Tough-talking Malaysian negotiator Wen Lian Ting explains why the North's stand on forests is morally unjust and politically untenable

By Sunita Narain
Published: Wednesday 15 July 1992

WEN LIAN TING, Malayasia's permanent representative to the Food and Agriculture Organisation (FAO), won the epithet of "dragon lady" during the Rio summit for her unwavering opposition to the forest convention. The tough UNCED prepcom meetings, spread over a period of two years, required enormous mental and physical stamina, which Ting displayed in good measure. But she was convinced that hers was a just cause, "I felt it was totally unfair for developed countries, for those who are powerful and rich, to feel that just because they want something, they can push the developing countries into a corner."
President George Bush used forests to divert attention from his country's energy policy and the Europeans focussed on them to appease their own environmental lobby. Observed Ting acerbically, "Our forests have become pawns in the chess games played in the salons of the Western Hemisphere...."

How did you get involved with the negotiations on the forest convention?
The idea was proposed by President George Bush. And very soon, the Food and Agricultural Organisation (FAO) started working on a convention. Being based in Rome, I was quickly involved.

What was your experience in FAO when you raised the forest issue?
It was rather difficult. The developed countries had managed to garner the support of FAO forestry officials, so my encounter with them was a rather unfortunate one. We took part in the COFO meeting, which is the FAO Committee on Forestry, and because of our views, they even prevented us from speaking. They prepared the report of the conference inserting their points of view when such views were never even expressed on the floor.
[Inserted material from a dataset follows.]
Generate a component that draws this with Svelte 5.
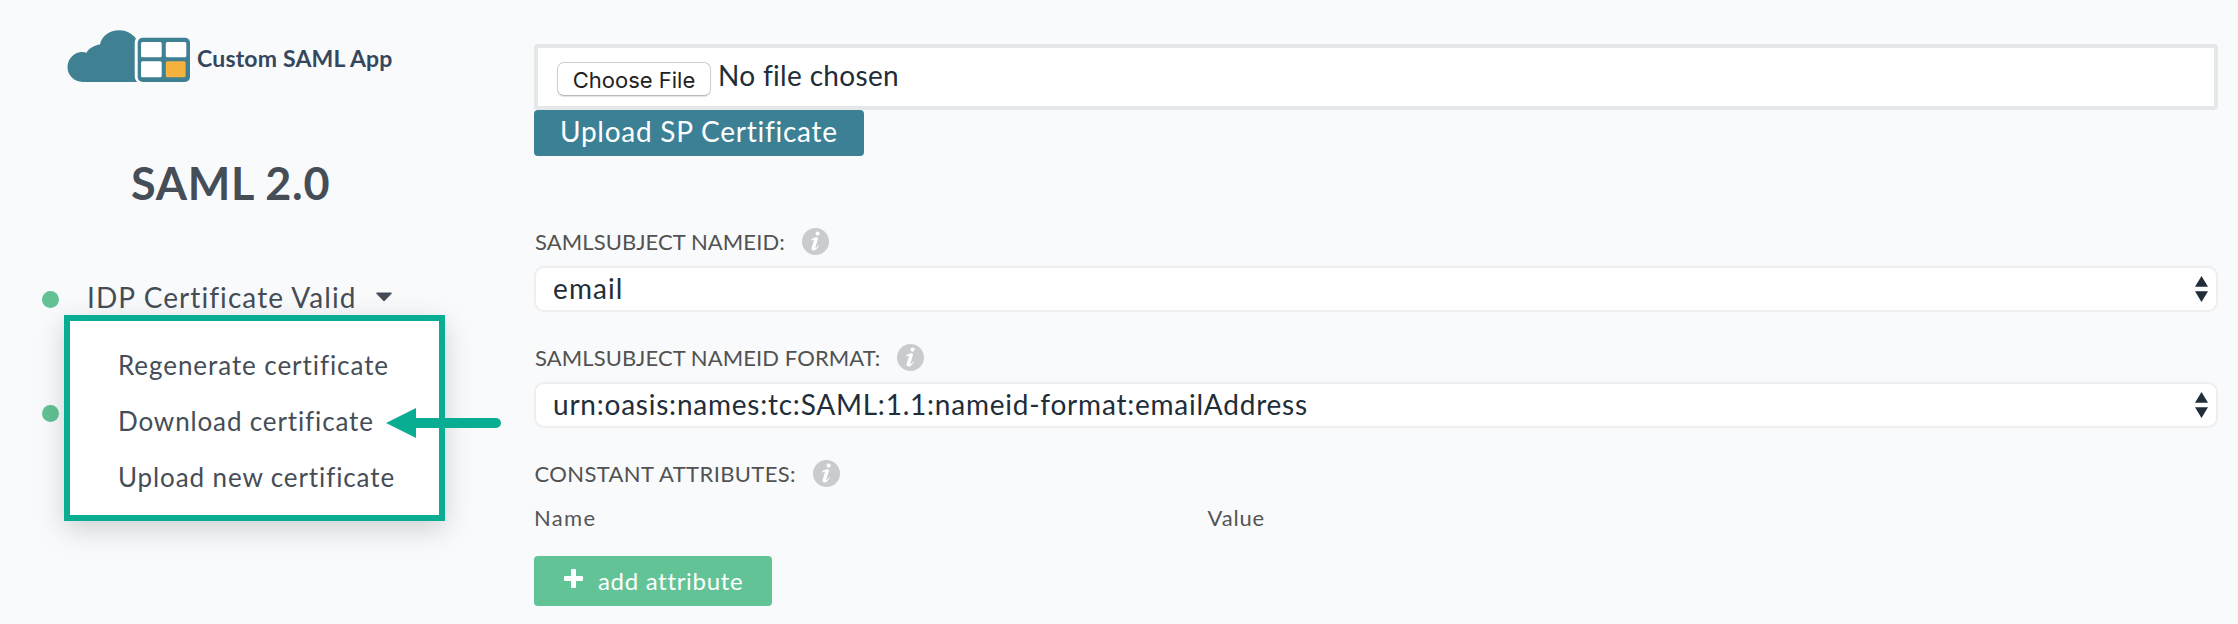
<script>
  const menuItems = [
    { label: 'Regenerate certificate', spacing: 0.93 },
    { label: 'Download certificate', spacing: 0.86 },
    { label: 'Upload new certificate', spacing: 0.89 }
  ];
  const fields = [
    { label: 'SAMLSUBJECT NAMEID:', labelSpacing: 0.1, value: 'email', spacing: 1.1 },
    {
      label: 'SAMLSUBJECT NAMEID FORMAT:',
      labelSpacing: 0.09,
      value: 'urn:oasis:names:tc:SAML:1.1:nameid-format:emailAddress',
      spacing: 0.77
    }
  ];
</script>

{#snippet info()}
  <svg class="info" viewBox="0 0 27 27" aria-hidden="true">
    <circle cx="13.5" cy="13.5" r="13.5" fill="#c9cbcf" />
    <circle cx="15.6" cy="5.6" r="2.1" fill="#fff" />
    <path
      d="M9.2 11.6C10.8 10.2 12.6 9.4 14.2 9.3C15.7 9.2 16.2 10.1 15.8 11.6L13.4 19.2C13.2 20 13.6 20.2 14.2 19.7C15 19.1 15.7 18.2 16.4 17.2L17.1 17.7C15.6 20.3 13.6 22.5 11.4 22.5C9.7 22.5 9.2 21.3 9.7 19.6L11.9 12.6C12.1 11.7 11.7 11.5 11.1 11.8C10.5 12 10 12.4 9.6 12.8Z"
      fill="#fff"
    />
  </svg>
{/snippet}

<div class="page">
  <aside>
    <div class="brand">
      <svg width="123" height="52" viewBox="0 0 123 52" aria-hidden="true">
        <path
          d="M15.5 52A15 15 0 0 1 15.5 22Q17.7 22 19.5 22.7C22 18.2 27.5 15.2 33 14.5C34.5 6 42.5 0.3 52.3 0.3C59 0.3 65.3 3.5 69 8.7Q67.7 10 67.7 13V46Q67.7 50 70.5 52Z"
          fill="#3f8092"
        />
        <path d="M69 9Q67.8 11 68.3 14V46Q68.5 50 71 52H74V7.5Z" fill="#fff" />
        <rect x="70.7" y="7.8" width="52.3" height="44.2" rx="5" fill="#3f8092" />
        <rect x="74" y="12" width="20.7" height="15.2" rx="1.5" fill="#fff" />
        <rect x="98.8" y="12" width="20.5" height="15.2" rx="1.5" fill="#fff" />
        <rect x="74" y="31.2" width="20.7" height="16" rx="1.5" fill="#fff" />
        <rect x="98.8" y="31.2" width="19.8" height="16" rx="1.5" fill="#f5b23f" />
      </svg>
      <span>Custom SAML App</span>
    </div>

    <h1>SAML 2.0</h1>

    <div class="status">
      <i class="dot"></i>
      <span class="status-text">IDP Certificate Valid</span>
      <svg class="caret" width="16" height="10" viewBox="0 0 16 10" aria-hidden="true">
        <path d="M1 0.5H15Q16.3 0.8 15.3 2L9 8.6Q8 9.6 7 8.6L0.7 2Q-0.3 0.8 1 0.5Z" fill="#454d57" />
      </svg>
      <div class="menu">
        {#each menuItems as item}
          <div class="item" style="letter-spacing: {item.spacing}px">{item.label}</div>
        {/each}
        <svg class="arrow" width="116" height="30" viewBox="0 0 116 30" aria-hidden="true">
          <path d="M0 15L30 0V10H110A5 5 0 0 1 110 20H30V30Z" fill="#09ae92" />
        </svg>
      </div>
    </div>
    <div class="status second"><i class="dot"></i></div>
  </aside>

  <main>
    <div class="file">
      <span class="choose">Choose File</span>
      <span class="none">No file chosen</span>
    </div>
    <div class="upload">Upload SP Certificate</div>

    <div class="fields">
      {#each fields as field}
        <div class="field">
          <div class="label">
            <span style="letter-spacing: {field.labelSpacing}px">{field.label}</span>
            {@render info()}
          </div>
          <div class="select">
            <span style="letter-spacing: {field.spacing}px">{field.value}</span>
            <svg width="13" height="26" viewBox="0 0 13 26" aria-hidden="true">
              <path d="M6.5 0L13 10.8H0ZM0 15.2H13L6.5 26Z" fill="#212d38" />
            </svg>
          </div>
        </div>
      {/each}
    </div>

    <div class="label constant">
      <span>CONSTANT ATTRIBUTES:</span>
      {@render info()}
    </div>
    <div class="columns"><span class="name">Name</span><span>Value</span></div>
    <div class="add">
      <svg width="19" height="19" viewBox="0 0 19 19" aria-hidden="true">
        <path
          d="M8 0H11Q12 0 12 1V7H18Q19 7 19 8V11Q19 12 18 12H12V18Q12 19 11 19H8Q7 19 7 18V12H1Q0 12 0 11V8Q0 7 1 7H7V1Q7 0 8 0Z"
          fill="#fff"
        />
      </svg>
      <span>add attribute</span>
    </div>
  </main>
</div>

<style>
  :global(body) {
    background: #f9fafc;
  }
  .page {
    box-sizing: border-box;
    display: grid;
    grid-template-columns: 534px 1684px;
    height: 624px;
    overflow: hidden;
    background: #f9fafc;
    font-family: Lato, 'Open Sans', sans-serif;
    white-space: nowrap;
    color: #454d57;
  }
  aside {
    padding-top: 30px;
  }
  .brand {
    display: flex;
    gap: 7px;
    height: 52px;
    padding-left: 67px;
    font-size: 23px;
    font-weight: 700;
    line-height: 56px;
    letter-spacing: 0.18px;
    color: #35475c;
  }
  h1 {
    margin: 71px 0 0;
    padding-left: 131px;
    font-size: 45px;
    font-weight: 700;
    line-height: 60px;
    letter-spacing: 0.7px;
  }
  .status {
    position: relative;
    display: flex;
    align-items: center;
    height: 40px;
    margin-top: 64px;
    padding-left: 42px;
    font-size: 28px;
    letter-spacing: 1.08px;
  }
  .status.second {
    margin-top: 74px;
  }
  .dot {
    width: 17px;
    height: 17px;
    margin-top: 5px;
    border-radius: 50%;
    background: #62c295;
  }
  .status-text {
    margin-left: 28px;
    width: 267px;
  }
  .caret {
    margin-left: 22px;
  }
  .menu {
    box-sizing: border-box;
    position: absolute;
    z-index: 1;
    left: 64px;
    top: 38px;
    width: 381px;
    height: 206px;
    padding: 16px 0 0 48px;
    border: 6px solid #09ae92;
    background: #fff;
    box-shadow: 0 8px 26px rgba(0, 0, 0, 0.17);
    font-size: 26px;
  }
  .item {
    line-height: 56px;
    height: 56px;
  }
  .arrow {
    position: absolute;
    left: 316px;
    top: 87px;
  }
  main {
    padding-top: 44px;
  }
  .file {
    box-sizing: border-box;
    display: flex;
    height: 66px;
    padding: 14px 0 0 19px;
    border: 4px solid #e4e8e9;
    border-radius: 4px;
    background: #fff;
    color: #212d38;
  }
  .choose {
    box-sizing: border-box;
    width: 154px;
    height: 34px;
    border: 1px solid #cfcfcf;
    border-bottom-color: #b8b8b8;
    border-radius: 7px;
    box-shadow: 0 1px 1px rgba(0, 0, 0, 0.12);
    font: 22px/35px Inter, sans-serif;
    text-align: center;
    color: #222;
  }
  .none {
    margin: -5px 0 0 7px;
    font-size: 28px;
    line-height: 36px;
    letter-spacing: 0.32px;
  }
  .upload {
    box-sizing: border-box;
    width: 330px;
    height: 46px;
    padding-left: 26px;
    border-radius: 4px;
    background: #3c8095;
    color: #fff;
    font-size: 28px;
    line-height: 43px;
    letter-spacing: 0.75px;
  }
  .fields {
    display: grid;
    gap: 26px;
    margin-top: 66px;
  }
  .label {
    display: flex;
    align-items: center;
    gap: 17px;
    height: 39px;
    padding-left: 1px;
    font-size: 22px;
    color: #525252;
  }
  .info {
    width: 27px;
    height: 27px;
  }
  .select {
    box-sizing: border-box;
    display: flex;
    align-items: center;
    justify-content: space-between;
    height: 46px;
    margin-top: 5px;
    padding: 0 8px 0 17px;
    border: 2px solid #eee;
    border-radius: 10px;
    background: #fff;
    font-size: 28px;
    line-height: 42px;
    color: #212d38;
  }
  .select span {
    margin-top: -3px;
  }
  .constant {
    margin-top: 26px;
    padding-left: 0.5px;
    letter-spacing: 0.38px;
  }
  .columns {
    display: grid;
    grid-template-columns: 40% 60%;
    margin-top: 10px;
    font-size: 22px;
    line-height: 29px;
    letter-spacing: 0.83px;
    color: #555;
  }
  .columns .name {
    letter-spacing: 1.3px;
  }
  .add {
    box-sizing: border-box;
    display: flex;
    width: 238px;
    height: 50px;
    margin-top: 24px;
    padding-left: 30px;
    border-radius: 4px;
    background: #62c397;
    color: #fff;
    font-size: 24px;
    line-height: 50px;
    letter-spacing: 0.68px;
  }
  .add svg {
    margin: 13px 15px 0 0;
  }
</style>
Why do you think that happened?
As I saw it, this was more an inter-agency rivalry. Because UNEP had initiated the biodiversity negotiations and the climate change was being discussed under the UN. So FAO felt that it wanted a piece of the action as well and, as they have a forestry section, they thought they had the mandate to start the initiative on the convention. And, of course, they were prompted by the developed countries in this.

The forestry convention has continued to be debated in all the prepcoms for UNCED. Tell me more about your experience with the negotiations.
Well, in UNCED, we were under a lot of pressure just because the Group of Seven decided in Houston in 1990 that the world should have a convention on forests. And it has been two years of sustained pressure to resist such a convention. We have succeeded in putting across some facts: firstly, that we do not wish to see a convention on forests till we have a comprehensive report on the world's forests. Secondly, that we are negotiating issues concerning all types of forests, not just tropical forests. And, thirdly, that countries have a sovereign right to utilise their forest resources.

Why do you feel that a North-sponsored forest convention should be opposed?
Oh, there are many reasons for that. The developed countries have so few forests left that, if we have a convention, it is an unbalanced one. We have said we will consider global management of our forests when the developed countries have planted back their forests.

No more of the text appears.